■ Given entries:
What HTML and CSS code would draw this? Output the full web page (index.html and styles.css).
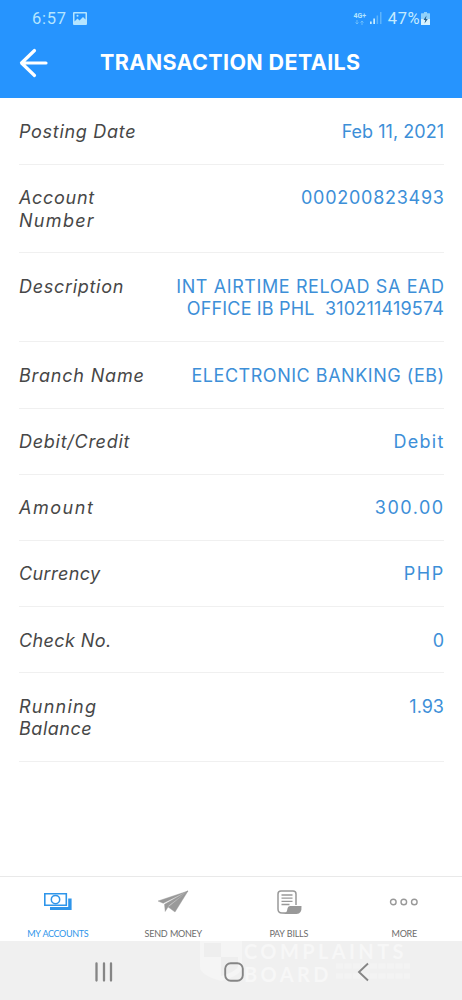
FILE: index.html
```html
<!DOCTYPE html>
<html lang="en">
<head>
<meta charset="utf-8">
<title>Transaction Details</title>
<link rel="stylesheet" href="styles.css">
</head>
<body>
<div class="screen">
  <header class="header">
    <div class="status">
      <span class="time">6:57</span>
      <svg class="status-photo" width="14" height="13" viewBox="0 0 14 13"><path d="M1 0h12a1 1 0 0 1 1 1v11a1 1 0 0 1-1 1H1a1 1 0 0 1-1-1V1a1 1 0 0 1 1-1zM1.500 1.500v8l3-3 2 2 3.500-3.500 2.500 2.500v-6z" fill="#b5e5ff" fill-rule="evenodd"/><circle cx="4.500" cy="3.800" r="1" fill="#b5e5ff"/></svg>
      <span class="net"><b class="net-name">4G+</b><svg width="9" height="5" viewBox="0 0 9 5"><path d="M2 0v4M.5 2.500 2 4l1.500-1.500M7 5V1M5.500 2.500 7 1l1.500 1.500" fill="none" stroke="#6fc0fa" stroke-width=".9"/></svg></span>
      <svg class="signal" width="12" height="12" viewBox="0 0 12 12"><path d="M0 9.500h1.700V12H0zM3.300 6.500H5V12H3.300z" fill="#c9edff"/><path d="M6.600 3.500h1.500V12H6.600zM10 0h1.500v12H10z" fill="#5eb4fb"/></svg>
      <span class="percent">47%</span>
      <svg class="battery" width="9" height="13" viewBox="0 0 9 13"><path d="M3 0h3v1.300h2.500q.5 0 .5.500V12.500q0 .5-.5.500H.5q-.5 0-.5-.5V1.800q0-.5.5-.5H3z" fill="#8fd1fb"/><path d="M0 7h9v5.500q0 .5-.5.500H.5q-.5 0-.5-.5z" fill="#d7f2ff"/><path d="M5.500 3.500 2.500 8h1.800l-.8 3.500L6.800 7H4.900z" fill="#28618f"/></svg>
    </div>
    <div class="titlebar">
      <svg class="back" width="30" height="30" viewBox="0 0 30 30"><path d="M15.500 2.500 2.500 15l13 12.500M3 15h24" fill="none" stroke="#fff" stroke-width="3.200" stroke-linecap="round" stroke-linejoin="round"/></svg>
      <h1 class="title">TRANSACTION DETAILS</h1>
    </div>
  </header>
  <main class="details">
    <div class="row"><div class="label t68">Posting Date</div><div class="value t3">Feb 11, 2021</div></div>
    <div class="row"><div class="label"><span class="t68">Account</span><br><span class="t133">Number</span></div><div class="value t75">000200823493</div></div>
    <div class="row"><div class="label t68">Description</div><div class="value"><span class="t65">INT AIRTIME RELOAD SA EAD</span><br><span class="t19">OFFICE IB PHL&nbsp; 310211419574</span></div></div>
    <div class="row"><div class="label t80">Branch Name</div><div class="value t57">ELECTRONIC BANKING (EB)</div></div>
    <div class="row"><div class="label t75">Debit/Credit</div><div class="value t133">Debit</div></div>
    <div class="row"><div class="label t150">Amount</div><div class="value t150">300.00</div></div>
    <div class="row"><div class="label t39">Currency</div><div class="value t150">PHP</div></div>
    <div class="row"><div class="label t39">Check No.</div><div class="value">0</div></div>
    <div class="row"><div class="label"><span class="t124">Running</span><br><span class="t57">Balance</span></div><div class="value">1.93</div></div>
  </main>
  <nav class="tabs">
    <div class="tab active">
      <svg class="icon" width="30" height="26" viewBox="0 0 30 26"><path d="M1.800 3.800h21.500v11.500H1.800z" fill="none" stroke="#2e95ea" stroke-width="1.600"/><circle cx="12.500" cy="9.600" r="4.200" fill="none" stroke="#2e95ea" stroke-width="1.500"/><path d="M25.200 8.500H28.600v11.500H7v-3h18.200z" fill="#2e95ea"/></svg>
      <span class="l-accounts">MY ACCOUNTS</span>
    </div>
    <div class="tab">
      <svg class="icon" width="32" height="26" viewBox="0 0 32 26"><path d="M31 1 1 11l5.200 2.300zM31 1 7.500 14.300 8.200 21.500 12 15.500zM31 1 11.200 17l6.800 5z" fill="#999" stroke="#999" stroke-width=".4"/></svg>
      <span>SEND MONEY</span>
    </div>
    <div class="tab">
      <svg class="icon" width="26" height="26" viewBox="0 0 26 26"><path d="M20 15V4Q20 1 17 1H5Q2 1 2 4v15q0 4 4 4h5" fill="none" stroke="#999" stroke-width="1.500"/><path d="M5.500 5h11M5.500 8.200h11M5.500 11.400h11M5.500 14.500h8" stroke="#999" stroke-width="1.300"/><path d="M14 16h11.500q.5 8-5 8H6.500q4.500-.5 5-5.500.3-2.500 2.500-2.500z" fill="#999"/></svg>
      <span>PAY BILLS</span>
    </div>
    <div class="tab">
      <svg class="icon" width="30" height="26" viewBox="0 0 30 26"><g fill="none" stroke="#999" stroke-width="1.400"><circle cx="4.300" cy="12" r="2.800"/><circle cx="14.800" cy="12" r="2.800"/><circle cx="25.300" cy="12" r="2.800"/></g></svg>
      <span>MORE</span>
    </div>
  </nav>
  <footer class="sysnav">
    <div class="watermark">
      <svg width="42" height="42" viewBox="0 0 42 42"><path d="M0 0h42v27q0 8-21 14Q0 35 0 27z" fill="#f5f5f5"/><path d="M4 3h17v14H4zM21 17h17v10q-3 5-17 9z" fill="#eee"/></svg>
      <div class="mark-text">
        <div class="mark-top">COMPLAINTS</div>
        <div class="mark-bottom">BOARD<svg width="76" height="20" viewBox="0 0 76 20"><path d="M0 5h74M0 15h74" stroke="#f3f3f3" stroke-width="5" stroke-dasharray="7 1.500"/></svg></div>
      </div>
    </div>
    <svg class="key" width="20" height="20" viewBox="0 0 20 20"><path d="M2.500 1.500v17M10 1.500v17M17 1.500v17" stroke="#858585" stroke-width="2.300" stroke-linecap="round"/></svg>
    <svg class="key" width="20" height="20" viewBox="0 0 20 20"><rect x="1.200" y="1.200" width="17.600" height="17.600" rx="5.500" fill="none" stroke="#858585" stroke-width="1.900"/></svg>
    <svg class="key" width="20" height="20" viewBox="0 0 20 20"><path d="M14 1.500 5 10l9 8.500" fill="none" stroke="#858585" stroke-width="1.900"/></svg>
  </footer>
</div>
</body>
</html>
```
FILE: styles.css
```css
* { box-sizing: border-box; }
body { margin: 0; background: #fff; font-family: Inter, "Open Sans", sans-serif; }
.screen { width: 462px; height: 1000px; display: flex; flex-direction: column; overflow: hidden; }

.header { height: 98.4px; background: #2694fe; color: #fff; flex: none; }
.status { height: 36px; padding: 0 32px; display: flex; align-items: center; color: #b5e5ff; font-family: Roboto, sans-serif; }
.time { font-size: 16.5px; letter-spacing: .7px; width: 41px; }
.net { margin-left: auto; display: flex; flex-direction: column; align-items: center; width: 14px; }
.net-name { font-size: 7px; line-height: 8px; }
.signal { margin-left: 3px; }
.percent { font-size: 16.5px; letter-spacing: .5px; margin-left: 6px; color: #c4ebff; }
.battery { margin-left: 1px; }
.titlebar { display: flex; align-items: center; height: 53px; padding-left: 19px; }
.title { margin: -1px 0 0 51px; font-size: 21.5px; line-height: 26px; font-weight: 700; letter-spacing: .37px; white-space: nowrap; }

.details { flex: 1; padding: 0 18px 0 19px; }
.row { display: flex; justify-content: space-between; padding: 22.300px 0 20.350px; border-bottom: 1px solid #f0f0f0; font-size: 18px; line-height: 22.6px; white-space: nowrap; }
.label { color: #474747; font-style: italic; }
.value { color: #3d8fd8; text-align: right; }
.t3 { letter-spacing: .03px; }
.t19 { letter-spacing: .17px; }
.t39 { letter-spacing: .4px; }
.t57 { letter-spacing: .53px; }
.t65 { letter-spacing: .6px; }
.t68 { letter-spacing: .7px; }
.t75 { letter-spacing: .73px; }
.t80 { letter-spacing: .82px; }
.t124 { letter-spacing: 1.24px; }
.t133 { letter-spacing: 1.3px; }
.t150 { letter-spacing: 1.52px; }
.value.t75, .value.t133, .value.t150, .value .t65, .value.t57 { margin-right: -.7px; }

.tabs { height: 65px; flex: none; display: grid; grid-template-columns: repeat(4, 1fr); border-top: 1px solid #e9e9e9; background: #fff; }
.tab { display: flex; flex-direction: column; align-items: center; padding-top: 13px; font: 9px/12px Lato, sans-serif; letter-spacing: -.25px; word-spacing: .5px; color: #6c6c6c; }
.tab span { margin-top: 12px; }
.tab .l-accounts { letter-spacing: -.35px; }
.active { color: #2e95ea; }

.sysnav { position: relative; height: 59px; flex: none; background: #f0f0f0; display: flex; justify-content: space-between; padding: 21px 88px 0 94px; overflow: hidden; }
.key { position: relative; }
.watermark { position: absolute; left: 200px; top: -1px; display: flex; gap: 2px; color: #f7f7f7; }
.mark-text { padding-top: 1px; font: 700 20px/22px Lato, sans-serif; letter-spacing: 3.4px; white-space: nowrap; }
.mark-top { line-height: 20px; }
.mark-bottom { display: flex; gap: 4px; line-height: 26px; }
```
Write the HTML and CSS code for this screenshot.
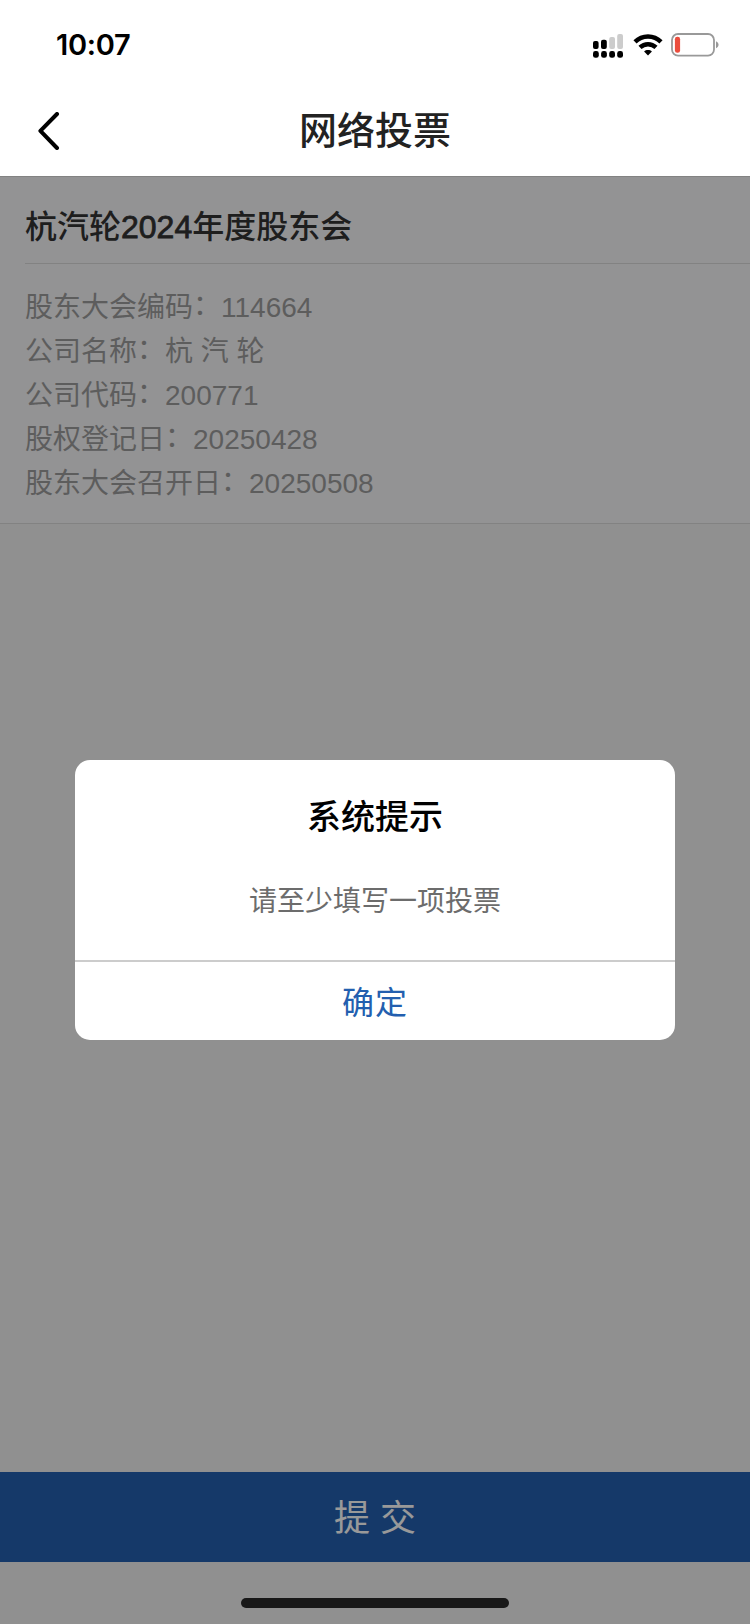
FILE: index.html
```html
<!DOCTYPE html>
<html lang="zh-CN">
<head>
    <meta charset="UTF-8">
    <meta name="viewport" content="width=device-width, initial-scale=1.0">
    <title>网络投票</title>
    <link rel="stylesheet" href="styles.css">
</head>
<body>
    <header class="header">
        <div class="status-bar">
            <span class="time">10:07</span>
            <div class="status-icons">
                <svg class="signal" width="30" height="24" viewBox="0 0 30 24">
                    <g fill="#000">
                        <rect x="0" y="7" width="5.6" height="8" rx="2"/>
                        <rect x="8" y="5.7" width="5.8" height="9.3" rx="2"/>
                        <rect x="0" y="17" width="5.8" height="6.8" rx="2.4"/>
                        <rect x="8.1" y="17" width="5.8" height="6.8" rx="2.4"/>
                        <rect x="16.2" y="17" width="5.8" height="6.8" rx="2.4"/>
                        <rect x="24.2" y="17" width="5.8" height="6.8" rx="2.4"/>
                    </g>
                    <g fill="#ccc">
                        <rect x="16.2" y="3" width="5.8" height="12" rx="2"/>
                        <rect x="24.2" y="0" width="5.8" height="15" rx="2"/>
                    </g>
                </svg>
                <svg class="wifi" width="30" height="22" viewBox="0 0 30 22">
                    <g fill="none" stroke="#000" stroke-width="4.4">
                        <path d="M2 7.9C9.2 .7 20.8 .7 28 7.9"/>
                        <path d="M7 13.4C11.5 9.1 18.5 9.1 23 13.4"/>
                    </g>
                    <path d="M15 21.4l-3.9-3.9c2.1-1.9 5.7-1.9 7.8 0z"/>
                </svg>
                <svg class="battery" width="48" height="24" viewBox="0 0 48 24">
                    <rect x="1" y="1" width="42" height="21.6" rx="6" fill="none" stroke="#999" stroke-width="1.8"/>
                    <rect x="3.9" y="3.8" width="5.2" height="16" rx="2.4" fill="#eb4d3d"/>
                    <path d="M45 8.2c3.4 1.4 3.4 5.6 0 7z" fill="#999"/>
                </svg>
            </div>
        </div>
        <div class="nav-bar">
            <svg class="back" width="22" height="38" viewBox="0 0 22 38">
                <path d="M19 2L2.4 18.8L19 36" fill="none" stroke="#000" stroke-width="4" stroke-linecap="round" stroke-linejoin="round"/>
            </svg>
            <h1>网络投票</h1>
        </div>
    </header>

    <main class="content">
        <section class="meeting">
            <h2>杭汽轮<span class="year">2024</span>年度股东会</h2>
            <ul class="info">
                <li>股东大会编码<i>：</i>114664</li>
                <li>公司名称<i>：</i>杭 汽 轮</li>
                <li>公司代码<i>：</i>200771</li>
                <li>股权登记日<i>：</i>20250428</li>
                <li>股东大会召开日<i>：</i>20250508</li>
            </ul>
        </section>
        <button class="submit">提 交</button>

        <div class="mask">
            <div class="dialog">
                <h3>系统提示</h3>
                <p>请至少填写一项投票</p>
                <button class="confirm">确定</button>
            </div>
        </div>
        <div class="home-indicator"></div>
    </main>
</body>
</html>
```

FILE: styles.css
```css
* {
    box-sizing: border-box;
    margin: 0;
    padding: 0;
}
body {
    display: flex;
    flex-direction: column;
    height: 1624px;
    font-family: "Liberation Sans", "Noto Sans CJK SC", sans-serif;
    background: #fff;
}
button {
    border: none;
    background: none;
    font-family: inherit;
}
.header {
    height: 176px;
}
.status-bar {
    display: flex;
    justify-content: space-between;
    height: 88px;
    padding: 0 31px 0 56px;
}
.time {
    font: 600 29px/90px Inter, sans-serif;
    letter-spacing: -0.3px;
}
.status-icons {
    display: flex;
    padding-top: 33px;
}
.signal {
    margin-top: 1px;
}
.wifi {
    margin: 1px 8px 0 10px;
}
.nav-bar {
    display: grid;
    grid-template-columns: 100px 1fr 100px;
    align-items: center;
    height: 86px;
}
.back {
    margin-left: 38px;
}
.nav-bar h1 {
    font-size: 38px;
    font-weight: 500;
    line-height: 86px;
    text-align: center;
    color: #222;
}
.content {
    position: relative;
    display: flex;
    flex: 1;
    flex-direction: column;
    justify-content: space-between;
    padding-bottom: 62px;
    background: #f1f1f1;
}
.meeting {
    height: 348px;
    border-top: 1px solid #d9d9d9;
    border-bottom: 1px solid #d9d9d9;
    padding-left: 25px;
    background: #f5f5f7;
}
.meeting h2 {
    height: 87px;
    border-bottom: 1px solid #d9d9d9;
    font-size: 32px;
    font-weight: 500;
    line-height: 101px;
    color: #333;
}
.year {
    -webkit-text-stroke: 0.8px #333;
}
.info {
    padding-top: 21px;
    list-style: none;
}
.info li {
    height: 44px;
    font-size: 28px;
    line-height: 45px;
    color: #9c9c9c;
}
.info i {
    position: relative;
    top: -2px;
    font-style: normal;
}
.submit {
    height: 90px;
    padding-top: 2px;
    font-size: 36px;
    line-height: 90px;
    color: #fff;
    background: #235faf;
}
.mask {
    position: absolute;
    inset: 0;
    padding-top: 584px;
    background: rgba(0, 0, 0, 0.4);
}
.dialog {
    width: 600px;
    height: 280px;
    margin: 0 auto;
    border-radius: 15px;
    text-align: center;
    background: #fff;
    overflow: hidden;
}
.dialog h3 {
    height: 112px;
    font-size: 34px;
    font-weight: 500;
    line-height: 114px;
    color: #000;
}
.dialog p {
    height: 88px;
    font-size: 28px;
    line-height: 60px;
    color: #6c6c6c;
}
.confirm {
    width: 100%;
    height: 80px;
    padding-top: 2px;
    border-top: 2px solid #ccc;
    font-size: 32px;
    line-height: 78px;
    letter-spacing: 1px;
    color: #235faf;
}
.home-indicator {
    position: absolute;
    bottom: 16px;
    left: 241px;
    width: 268px;
    height: 10px;
    border-radius: 5px;
    background: #181818;
}
```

■ What is needed:
Reproduce each line holding the word "styles".

■ Task solution:
What HTML and CSS code would draw this? Output the full web page (index.html and styles.css).
<link rel="stylesheet" href="styles.css">
FILE: styles.css
    <link rel="stylesheet" href="styles.css">
FILE: styles.css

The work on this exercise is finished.